If this seems hard to believe at a moment when statistics indicate that hard drug use among American teenagers is less than half what it was twenty-five years ago, that may be because the cartels are not thriving on the sale of hard drugs. Their lifeblood—what US Drug Enforcement Administration spokeswoman Brittany Brown has described as their “cash cow”—is marijuana. Yes, thousands of deaths in Mexico are chiefly the result of traffic in high-potency pot smuggled across the border with ruthless resolve. But when marijuana legalization came up as one of the most requested questions during a presidential town hall meeting early in Obama’s presidency, he laughed it off. “I don’t know what that says about the online audience,” Obama joked. The crowd laughed along, but it was an odd dismissal from a president who admitted on the campaign trail that, as a young man, he not only experimented with marijuana but “inhaled frequently—that was the point.”

Perhaps, compared to a faltering economy, an unprecedented mortgage crisis, healthcare woes, and a global environment teetering on the brink, a few college kids doing bong hits seems like small potatoes. Still, Obama must realize that young people smoking marijuana today are not just breaking the law but funding deadly Mexican cartels whose rampant violence threatens to spill over our border—and it is closely linked to many of the other problems facing this administration. All evidence indicates that illegal drug use climbs during trying economic times (especially among the under- or unemployed); such periods also boost recidivism and lure people with clean records into first-time criminal enterprise. And more and more Americans are self-medicating in lieu of insurance-covered pharmaceuticals administered by a doctor. (In most cities, a vial of crack remains cheaper than even a modest co-pay.) Last but not least, Mexico’s own economic crisis is underpinned by its agricultural base succumbing to widespread drought caused by global climate change. Places in central Mexico long considered closed-off to the drug cartels because of their traditional lifestyles, now, under the threat of losing their homes, are opening their doors to traffickers.

We have attempted to explore this complex web in the latter parts of this issue, by dispatching our writers to the heart of the foreclosure crisis in Florida, the desertified mountains of the Yucatán, and the economically devastated cities of Troy, New York, and Gulfport, Mississippi. In these last cases, we enlisted teams of poets, photographers, and radio producers to interview people living on the economic edge and to document their lives. In the case of Natasha Trethewey, in Gulfport, the story took an unexpected turn toward the personal—reporting, in poems, on how her own brother’s frustration after Hurricane Katrina destroyed by the economy of the Gulf Coast led him into the world of drugs and eventually landed him in prison. (These pieces, as part of the In Verse project co-funded by the Corporation for Public Broadcasting, also have turned into radio stories for Studio 360 with Kurt Andersen.)

Reading the stories of so many lives derailed by drugs and hobbled by poverty, one can’t help but ask: are we winning the war on drugs?

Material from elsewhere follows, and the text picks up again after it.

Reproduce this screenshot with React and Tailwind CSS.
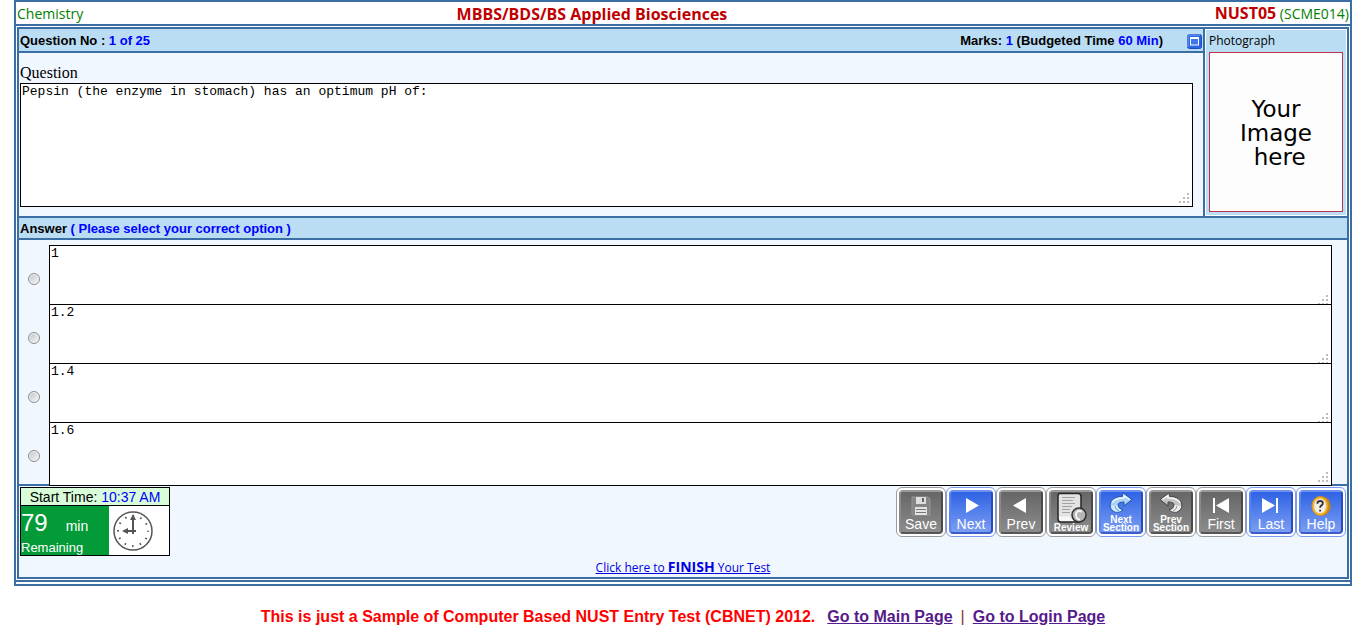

It’s been exactly forty years since Richard Nixon declared drug abuse “a serious national threat” and coined the phrase “War on Drugs.” With Juárez now the murder capital of the world, the Mexican army outgunned by the cartels, and narcotics more available than ever on the streets of the United States, it would be hard to claim that we’re winning this war. Perhaps, in such financially strapped times, it is time to seek out a more effective solution.

With so much at stake, perhaps it’s even time to consider legalizing and taxing marijuana. Such a move would undercut the “cash cow” that supports the Mexican drug cartels, would create a tax base to fight harder drugs, and would allow drug enforcement agents to focus their interdiction efforts. It would be the boldest move yet from an Obama administration that has already shown a willingness to risk choppy political waters—but then, to quote the president, that’s the point.